The above might provide clues, but the story is obviously very incomplete. Since I was the target, I was not privy to the details of what had all the earmarks of a clandestine operation. Could there be any connection with the Nature Conservancy and its Natural Heritage program which allowed for the infiltration of many fish and game agencies? This program, incidentally, was to be under contract for two years. Lo and behold, they are still there. Someday, possibly the whole affair will be revealed. The time is long overdue for the stranglehold that the various well-heeled, ultraradical environmental groups who play on peoples emotions, practice deception, and employ bad science be thoroughly exposed and neutralized.
It is interesting to note that, although I was temporarily replaced, New York presently has no Big Game Unit, and thus no Big Game Unit Leader, and possibly no effective program. What a sad commentary.
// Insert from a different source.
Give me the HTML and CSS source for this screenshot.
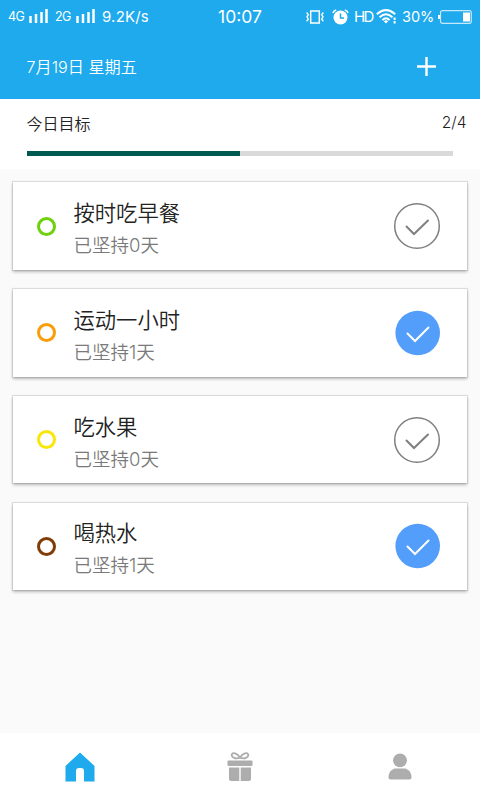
FILE: index.html
```html
<!DOCTYPE html>
<html lang="zh-CN">
<head>
<meta charset="utf-8">
<title>今日目标</title>
<link rel="stylesheet" href="styles.css">
</head>
<body>
<div class="app">
  <header class="header">
    <div class="status">
      <div class="status-left">
        <span class="net">4G</span>
        <svg class="signal" width="19" height="14" viewBox="0 0 19 14"><path d="M1.500 7v7M7 5v9M12.500 3v11M17.500 0v14" stroke="#fff" stroke-width="2.500"/></svg>
        <span class="net second">2G</span>
        <svg class="signal" width="19" height="14" viewBox="0 0 19 14"><path d="M1.500 7v7M7 5v9M12.500 3v11M17.500 0v14" stroke="#fff" stroke-width="2.500"/></svg>
        <span class="speed">9.2K/s</span>
      </div>
      <span class="clock">10:07</span>
      <div class="status-right">
        <svg class="vibrate" width="18" height="14" viewBox="0 0 18 14" fill="none" stroke="#fff"><rect x="4.700" y="1" width="8.600" height="12" stroke-width="1.500"/><path d="M.6 2.500l1.700 2-1.300 2.300 1.300 2.400-1.700 2M17.400 2.500l-1.700 2 1.300 2.300-1.300 2.400 1.700 2" stroke-width="1.400"/></svg>
        <svg class="alarm" width="17" height="16" viewBox="0 0 17 16" fill="none"><circle cx="8.500" cy="8.500" r="7" fill="#fff"/><path d="M.9 4.200Q1.500 1.500 4.200.9M16.100 4.200Q15.500 1.500 12.800.9" stroke="#fff" stroke-width="1.500"/><path d="M8.500 4.500v4.500H12" stroke="#1eaaed" stroke-width="1.500"/></svg>
        <span class="hd">HD</span>
        <svg class="wifi" width="21" height="15" viewBox="0 0 21 15" fill="none" stroke="#fff" stroke-width="2"><path d="M.8 5.200Q10 -3 19.200 5.200M3.600 8.300Q10 2.300 16.400 8.300M6.400 11.100Q10 7.500 13.600 11.100"/><path d="M7.800 12.200Q10 10.300 12.200 12.200L10 14.500z" fill="#fff" stroke="none"/><path d="M18.600 8.500v2.500M18.600 12v2.500"/></svg>
        <span class="percent">30%</span>
        <svg class="battery" width="34" height="14" viewBox="0 0 34 14" fill="none"><rect x="2.500" y=".7" width="30.800" height="12.600" rx="2" stroke="#c5e9fa" stroke-width="1.200"/><path d="M0 5h2v4H0z" fill="#fff"/><rect x="25" y="2.500" width="7" height="9" fill="#fff"/></svg>
      </div>
    </div>
    <div class="titlebar">
      <span class="date">7月19日 星期五</span>
      <svg class="plus" width="19" height="19" viewBox="0 0 19 19"><path d="M9.500 0v19M0 9.500h19" stroke="#fff" stroke-width="2.400"/></svg>
    </div>
  </header>

  <section class="summary">
    <div class="summary-row"><span>今日目标</span><span class="count">2/4</span></div>
    <div class="progress"><div class="progress-fill"></div></div>
  </section>

  <main class="list">
    <article class="card">
      <i class="ring green"></i>
      <div class="text"><h2>按时吃早餐</h2><p>已坚持0天</p></div>
      <svg class="check" width="48" height="48" viewBox="0 0 48 48" fill="none"><circle cx="24" cy="24" r="22.300" stroke="#808080" stroke-width="1.500"/><path d="M13.500 24.500l7.500 7.500L35 18.500" stroke="#808080" stroke-width="2" stroke-linecap="round"/></svg>
    </article>
    <article class="card">
      <i class="ring orange"></i>
      <div class="text"><h2>运动一小时</h2><p>已坚持1天</p></div>
      <svg class="check" width="48" height="48" viewBox="0 0 48 48" fill="none"><circle cx="24.700" cy="24" r="22.300" fill="#529efa"/><path d="M14.500 24.500l7.500 7.500L35.500 18.500" stroke="#fff" stroke-width="2" stroke-linecap="round"/></svg>
    </article>
    <article class="card">
      <i class="ring yellow"></i>
      <div class="text"><h2>吃水果</h2><p>已坚持0天</p></div>
      <svg class="check" width="48" height="48" viewBox="0 0 48 48" fill="none"><circle cx="24" cy="24" r="22.300" stroke="#808080" stroke-width="1.500"/><path d="M13.500 24.500l7.500 7.500L35 18.500" stroke="#808080" stroke-width="2" stroke-linecap="round"/></svg>
    </article>
    <article class="card">
      <i class="ring brown"></i>
      <div class="text"><h2>喝热水</h2><p>已坚持1天</p></div>
      <svg class="check" width="48" height="48" viewBox="0 0 48 48" fill="none"><circle cx="24.700" cy="24" r="22.300" fill="#529efa"/><path d="M14.500 24.500l7.500 7.500L35.500 18.500" stroke="#fff" stroke-width="2" stroke-linecap="round"/></svg>
    </article>
  </main>

  <nav class="tabs">
    <div class="tab"><svg width="30" height="30" viewBox="0 0 30 30"><path d="M15 .5L29.500 14v15.500H19V19q0-3-3-3h-2q-3 0-3 3v10.500H.5V14z" fill="#1eaaed"/></svg></div>
    <div class="tab"><svg width="26" height="30" viewBox="0 0 26 30"><g fill="#adadad"><rect x=".5" y="8.500" width="25" height="5.500" rx="1"/><path d="M2 15.500h10.300V29H4q-2 0-2-2zM13.700 15.500h10.300V27q0 2-2 2h-8.300z"/></g><path d="M13 5.500C10 1 5.500.2 4.800 2.500C4 5.500 9 7.500 13 5.500C17 7.500 22 5.500 21.200 2.500C20.500.2 16 1 13 5.500z" fill="none" stroke="#adadad" stroke-width="1.800"/></svg></div>
    <div class="tab"><svg width="24" height="30" viewBox="0 0 24 30" fill="#adadad"><circle cx="12" cy="8.300" r="6.900"/><path d="M.5 25.500C.5 19 5 16.500 8 16.500h8c3 0 7.500 2.500 7.500 9q0 2-2 2h-19q-2 0-2-2z"/></svg></div>
  </nav>
</div>
</body>
</html>
```
FILE: styles.css
```css
* { box-sizing: border-box; }
body {
  margin: 0;
  font-family: Inter, "Noto Sans CJK SC", sans-serif;
  font-weight: 350;
  color: #222;
}
svg { display: block; flex: none; }
.app {
  width: 480px;
  height: 800px;
  display: flex;
  flex-direction: column;
  background: #fafafa;
  overflow: hidden;
}
.header {
  height: 98.500px;
  flex: none;
  background: #1eaaed;
  color: #fff;
}
.status {
  height: 33px;
  display: grid;
  grid-template-columns: 1fr auto 1fr;
  align-items: center;
  padding: 0 8px;
  font-weight: 400;
  white-space: nowrap;
}
.status-left, .status-right { display: flex; align-items: center; }
.status-right { justify-content: flex-end; }
.net { width: 17px; font-size: 12.500px; letter-spacing: -.5px; }
.signal { margin: 0 0 1px 4px; }
.second { margin-left: 7px; }
.speed { margin-left: 7px; font-size: 15px; letter-spacing: .2px; }
.clock { font-size: 17.500px; }
.alarm { margin-left: 8px; }
.hd { margin-left: 5px; font-size: 15px; letter-spacing: -1.600px; width: 20px; }
.wifi { margin-left: 2px; }
.percent { margin-left: 5px; font-size: 14.500px; width: 32px; }
.battery { margin-left: 4px; }
.titlebar {
  height: 65px;
  display: flex;
  align-items: center;
  justify-content: space-between;
  padding: 0 44px 0 26.500px;
}
.date { font-size: 16.150px; }
.plus { margin-top: 2px; }
.summary {
  height: 70.500px;
  flex: none;
  padding: 12px 27px 0 26.500px;
  background: #fff;
}
.summary-row {
  height: 24px;
  margin-right: -13.500px;
  display: flex;
  justify-content: space-between;
  align-items: center;
  font-size: 16px;
}
.count { font-size: 15.500px; }
.progress { height: 5.500px; margin-top: 16px; background: #d9d9d9; }
.progress-fill { width: 50%; height: 100%; background: #005a4f; }
.list {
  flex: 1;
  display: flex;
  flex-direction: column;
  gap: 19.300px;
  padding: 13.300px 13px 0;
}
.card {
  height: 87.500px;
  display: flex;
  align-items: center;
  padding: 0 26px 0 24px;
  background: #fff;
  box-shadow: 0 0 1px 1px rgba(0, 0, 0, .11), 0 2px 3px rgba(0, 0, 0, .25);
}
.ring { width: 19px; height: 19px; border: 3px solid; border-radius: 50%; }
.green { border-color: #6fd00c; }
.orange { border-color: #f99d0b; }
.yellow { border-color: #f9e60b; }
.brown { border-color: #803d08; }
.text { flex: 1; padding: 7px 0 0 17.500px; }
.text h2, .text p { margin: 0; font-weight: 350; white-space: nowrap; }
.text h2 { font-size: 21.300px; line-height: 32px; }
.text p { font-size: 18.500px; line-height: 33px; color: #7a7a7a; }
.tabs {
  height: 67px;
  flex: none;
  display: grid;
  grid-template-columns: repeat(3, 1fr);
  align-items: center;
  background: #fff;
}
.tab { display: flex; justify-content: center; }
```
Anyone wonder why New York, and many other states, have horrendous deer problems?
Anyone who has had the patience to endure through this long-winded presentation is to be applauded. As you may have noticed, I have a lot on my mind. I am deeply concerned by some of the directions of our great country, including the management of its valuable natural resources. The general public and their representatives at all levels must demand common-sensical, scientifically sound approaches. There unfortunately are many highly influential individuals and groups among us, who have ulterior motives.